Rossouw did not play in any of the Tests in Australia and was very much the reserve batsman on tour, and that is probably going to be De Bruyn’s role during the three Tests against Sri Lanka in Port Elizabeth, Cape Town and Johannesburg. But with AB de Villiers already ruled out and captain Faf du Plessis potentially facing a ban from his ball-tampering appeal on Monday, the Knights captain will be preparing as hard as anyone in the camp.

And that’s the positive – whether he plays or not, De Bruyn will learn plenty about the skills and mindset required at full international level.

“Even if Theunis doesn’t make the starting XI, he’s going to gain more experience and fitting into those surroundings and the culture of the team will only enhance his belief that he will be able to fit in at international level,” Zondi said.

The squad for the Sri Lanka series also features a recall for left-arm fast bowler and useful batsman Wayne Parnell, who has been in top-class form for the Cape Cobras this season. He is averaging over 30 with the bat in T20 cricket and less than 20 with the ball, at a brilliant economy rate of 6.7.

A replacement for the injured Morne Morkel and Dale Steyn, he could play a part in the Wanderers Test if the Proteas decide to go with four pacemen and let JP Duminy take the spinner’s job.
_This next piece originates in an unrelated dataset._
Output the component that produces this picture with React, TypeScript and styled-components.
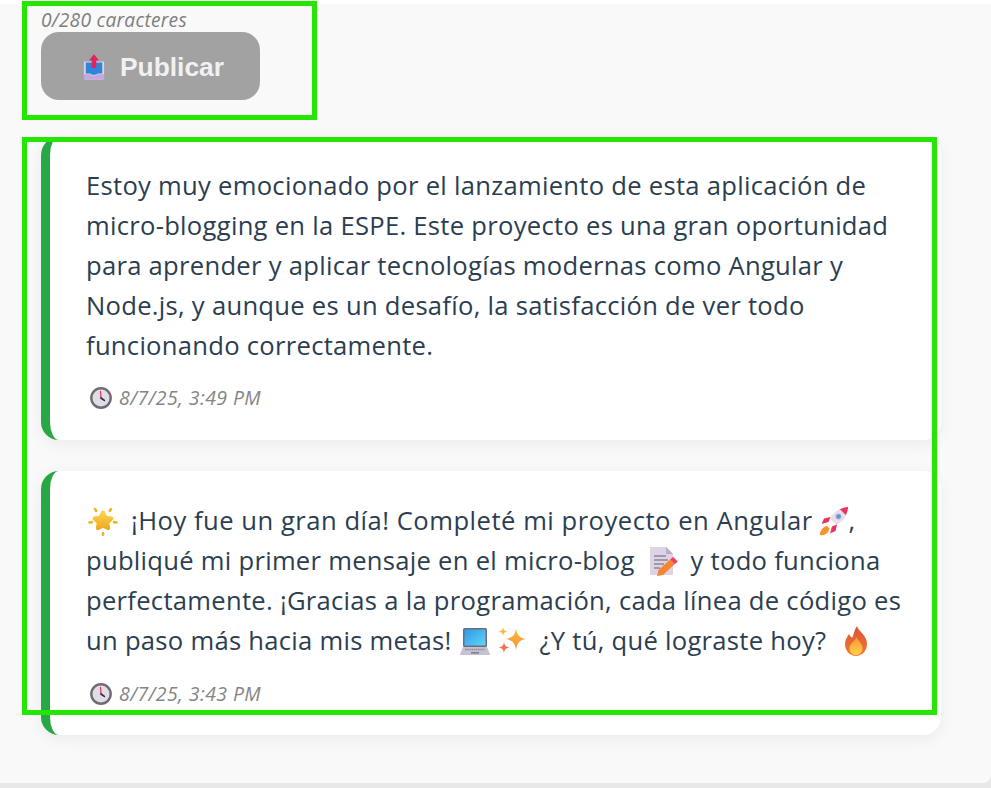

“Wayne strengthens the depth and therefore makes it a better squad. He’s an exciting cricketer with the left-arm variation he brings and he adds to our depth in batting. We’ve been hoping he would stay injury-free and dominate at franchise level, and we’ve seen that with his batting and bowling,” Zondi said.

Being on home soil, just a 13-man squad has been chosen and the starting XI pretty much selects itself after the dazzling success in Australia.

Stephen Cook, son of the legendary Jimmy, and Dean Elgar will continue as the opening batsmen taking the shine off the ball, with Hashim Amla, Duminy, Du Plessis or De Bruyn, Temba Bavuma and wiucketkeeper/batsman Quinton de Kock to follow. The bowlers will be Vernon Philander, Kagiso Rabada, Keshav Maharaj or Parnell, and Kyle Abbott.

The likes of fast bowler Hardus Viljoen and Van Zyl would have stood a decent chance of making the squad, were it not for their decision to sign Kolpak contracts for English county cricket. Although disappointed that two fine cricketers are no longer eligible for selection, Zondi said he is content there is still more than enough talent in South Africa for the Proteas to build on their recent success.

“We can’t compete with the pound and it hurts to lose quality players, but we do have depth. So I’m comfortable but not happy. Upon signing a Kolpak deal, these players make themselves unavailable, otherwise someone like Stiaan van Zyl probably would have been next in line in the batting queue,” Zondi said.

Sadly, there are going to be more high-profile South African cricketers signing Kolpak deals in the near future.

It has now been confirmed that Du Plessis will once again guide the Proteas as captain and he said he is grateful for his long-time friend De Villiers’ decision to step aside in the interests of the team.

“It just shows you the person that AB is, that he always puts the team first, and it also shows how strong the culture of the side is.

“Test cricket is for me the most enjoyable time to be a captain because you have to work on plans for a long period of time. You have to strategise on how you’re going to make sure you’re going to get guys out and continue to challenge guys over a long time.

“To finally have it now‚ as something that is set in stone‚ is a huge honour and I’ll be taking it very seriously. I’ll try and make sure that the stuff that we’ve been working on for the past six months to a year‚ that we don’t let those standards drop. If I keep pushing the guys to make sure we hit those standards, we’ll be a consistent team,” Du Plessis said.

If the Standard Bank Proteas show the same team unity and focus on executing their basics to perfection, then their fans at home can look forward to more stellar performances against the Sri Lankans.